Para reorientar una vida donde menudea el desamor y pulula la violencia doméstica y no doméstica, donde tropezamos con drogadictos zombis y donde demasiados se acostumbraron a obedecer sin chistar ni pensar, resulta imperioso salvar el arte popular sin militancia sectorial, que nos legó principios, sentimientos y sueños.

No basta que los custodie la Biblioteca Nacional, ni que los registren los archivos de Agadu.
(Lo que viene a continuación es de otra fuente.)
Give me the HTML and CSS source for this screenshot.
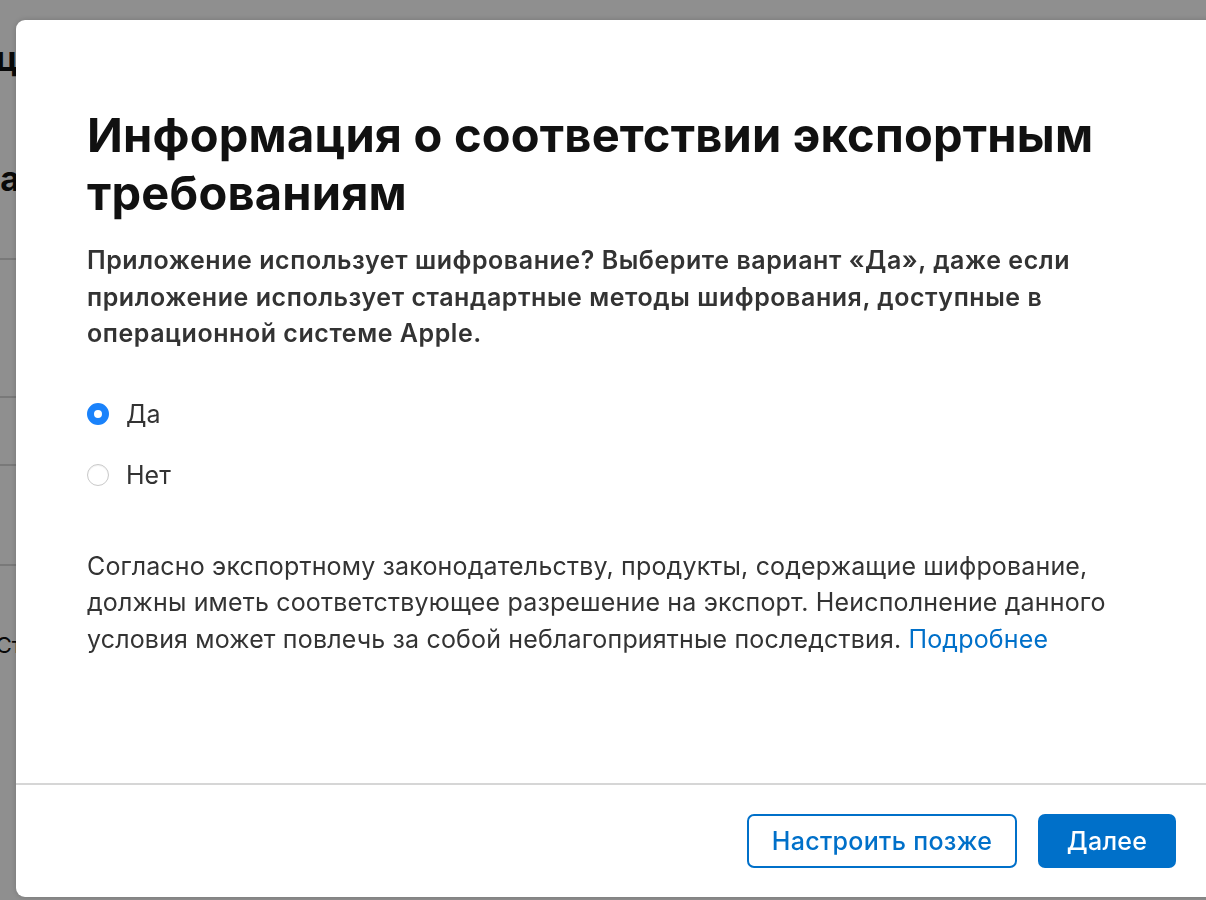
FILE: index.html
```html
<!DOCTYPE html>
<html lang="ru">
<head>
<meta charset="utf-8">
<title>Информация о соответствии экспортным требованиям</title>
<link rel="stylesheet" href="styles.css">
</head>
<body>
<div class="page">
  <div class="page-col">
    <div class="page-title"><span>Информац</span></div>
    <div class="page-sub"><span>Обзорна</span></div>
    <div class="page-row page-row-a"></div>
    <div class="page-row page-row-b"></div>
    <div class="page-row page-row-c"></div>
    <div class="page-row page-row-d"></div>
    <div class="page-text"><span>Ст</span></div>
  </div>
</div>
<div class="overlay">
  <div class="modal" role="dialog">
    <div class="modal-body">
      <h1 class="title">Информация о соответствии экспортным требованиям</h1>
      <p class="question">Приложение использует шифрование? Выберите вариант «Да», даже если приложение использует стандартные методы шифрования, доступные в операционной системе Apple.</p>
      <div class="options">
        <label class="option"><span class="radio radio-on"></span><span class="option-label">Да</span></label>
        <label class="option"><span class="radio"></span><span class="option-label">Нет</span></label>
      </div>
      <p class="note">Согласно экспортному законодательству, продукты, содержащие шифрование, должны иметь соответствующее разрешение на экспорт. Неисполнение данного условия может повлечь за собой неблагоприятные последствия. <a class="link" href="#">Подробнее</a></p>
    </div>
    <div class="modal-footer">
      <button class="btn btn-secondary">Настроить позже</button>
      <button class="btn btn-primary">Далее</button>
    </div>
  </div>
</div>
</body>
</html>
```
FILE: styles.css
```css
html, body {
  margin: 0;
  padding: 0;
  height: 100%;
  overflow: hidden;
}
body {
  background: #ffffff;
  font-family: Inter, "Noto Sans", "Liberation Sans", sans-serif;
  color: #333333;
}
.page {
  padding-top: 38px;
}
.page-col {
  width: 16px;
  display: flex;
  flex-direction: column;
}
.page-title, .page-sub, .page-text {
  display: flex;
  justify-content: flex-end;
  overflow: hidden;
  white-space: nowrap;
  color: #111;
}
.page-title {
  font-size: 34px;
  font-weight: 700;
  height: 44px;
  margin-right: -2px;
}
.page-sub {
  font-size: 34px;
  font-weight: 700;
  height: 44px;
  margin-top: 76px;
  margin-right: -4px;
}
.page-row {
  border-top: 2px solid #d8d8d8;
}
.page-row-a { margin-top: 56px; height: 136px; }
.page-row-b { height: 66px; }
.page-row-c { height: 98px; }
.page-row-d { height: 66px; }
.page-text {
  font-size: 22px;
  height: 30px;
  margin-right: -6px;
}

.overlay {
  position: fixed;
  inset: 0;
  background: rgba(0, 0, 0, 0.44);
}
.modal {
  position: absolute;
  left: 16px;
  top: 20px;
  width: 1210px;
  height: 877px;
  background: #ffffff;
  border-radius: 9px;
  box-shadow: 0 0 6px rgba(0, 0, 0, 0.18);
  display: flex;
  flex-direction: column;
  overflow: hidden;
}
.modal-body {
  flex: 1;
  padding: 86px 40px 0 71px;
}
.title {
  margin: 0;
  font-size: 47px;
  font-weight: 700;
  line-height: 58px;
  color: #111111;
  letter-spacing: 0.2px;
  max-width: 1060px;
}
.question {
  margin: 20px 0 0;
  font-size: 25px;
  font-weight: 600;
  line-height: 36.5px;
  letter-spacing: 0.55px;
  color: #333333;
  max-width: 1010px;
}
.options {
  margin-top: 44px;
  display: flex;
  flex-direction: column;
  gap: 25px;
}
.option {
  display: flex;
  align-items: center;
  gap: 17px;
  height: 36px;
}
.radio {
  width: 22px;
  height: 22px;
  border-radius: 50%;
  box-sizing: border-box;
  border: 1px solid #c9c9c9;
  background: #ffffff;
  box-shadow: inset 0 1px 1px rgba(0,0,0,0.06);
}
.radio-on {
  border: 7px solid #1a82fb;
  box-shadow: none;
}
.option-label {
  font-size: 25px;
  color: #333333;
}
.note {
  margin: 55px 0 0;
  font-size: 25px;
  line-height: 36.5px;
  letter-spacing: 0.16px;
  color: #333333;
  max-width: 1030px;
}
.link {
  color: #0070c9;
  text-decoration: none;
}
.modal-footer {
  border-top: 2px solid #d6d6d6;
  padding: 29px 50px 29px 0;
  display: flex;
  justify-content: flex-end;
  gap: 21px;
}
.btn {
  font-family: inherit;
  font-size: 25px;
  font-weight: 500;
  letter-spacing: 0.3px;
  height: 54px;
  border-radius: 7px;
  cursor: pointer;
  box-sizing: border-box;
}
.btn-secondary {
  background: #ffffff;
  color: #0070c9;
  border: 2px solid #0070c9;
  width: 270px;
}
.btn-primary {
  background: #0070c9;
  color: #ffffff;
  border: none;
  width: 138px;
}
```
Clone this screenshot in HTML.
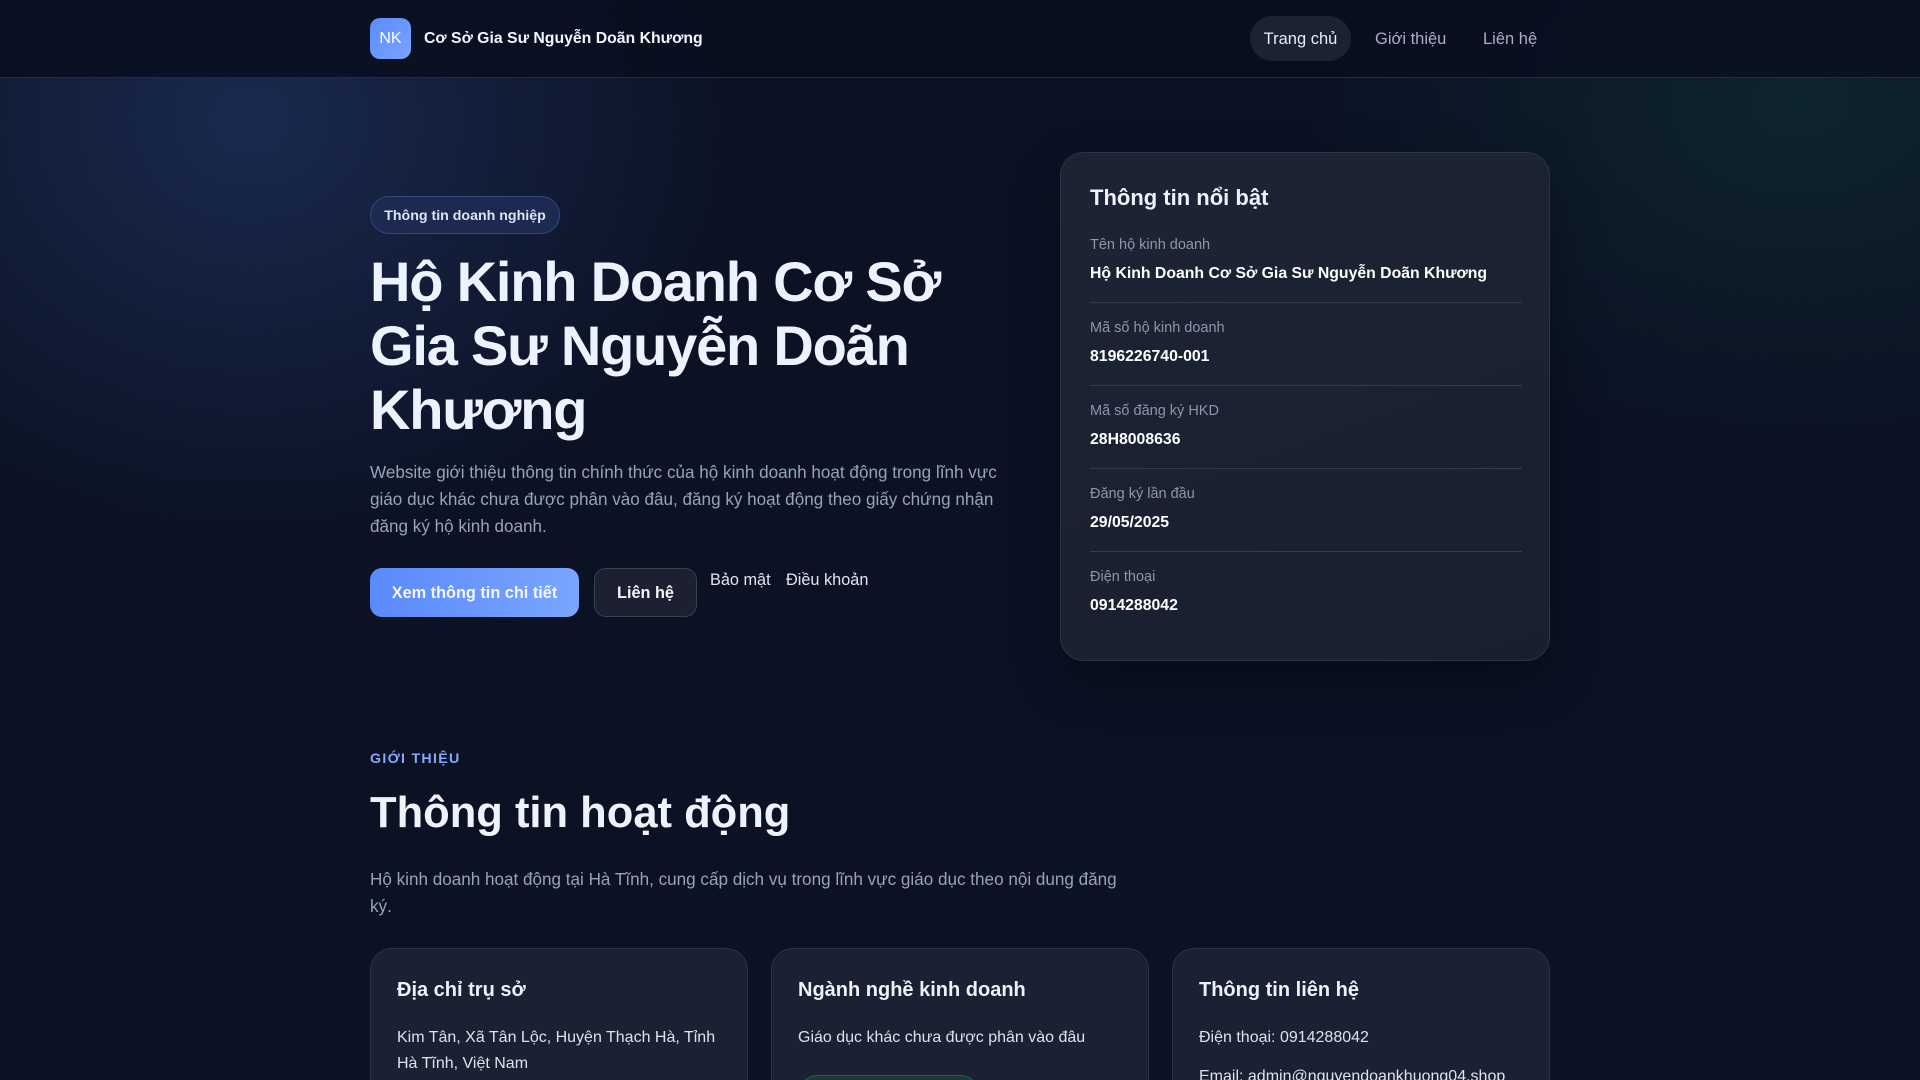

Hace falta que, en lenguaje simple de trovadores, revivamos todos los palpitares de nuestra esencia común, donde lo genuinamente humano no tiene cintillo y no se mide en planillas Excel sino en estaturas espirituales.

Si queremos afrontar el actual desbarajuste planetario para salvar al hombre y la libertad, debemos reivindicar nuestra clásica herencia de arte popular que, por vocación universal, se torna filosofía.

¿O acaso no asistimos a una conspiración de vaciamiento humano de la que sólo saldremos ilesos juzgando y pensando desde nuestras tradiciones?

¿O acaso podríamos digerir que anteayer los exabruptos de un Trump hayan generado una asonada que pisoteó el Capitolio y la Constitución norteamericana, si no hubiera trincheras como Radio Clarín, donde Discepolo, Gardel y Julio Sosa nos imprimieron a fuego las infamias de un Cambalache en que “da lo mismo ser derecho que traidor” y “ves llorar la Biblia junto a un calefón?”.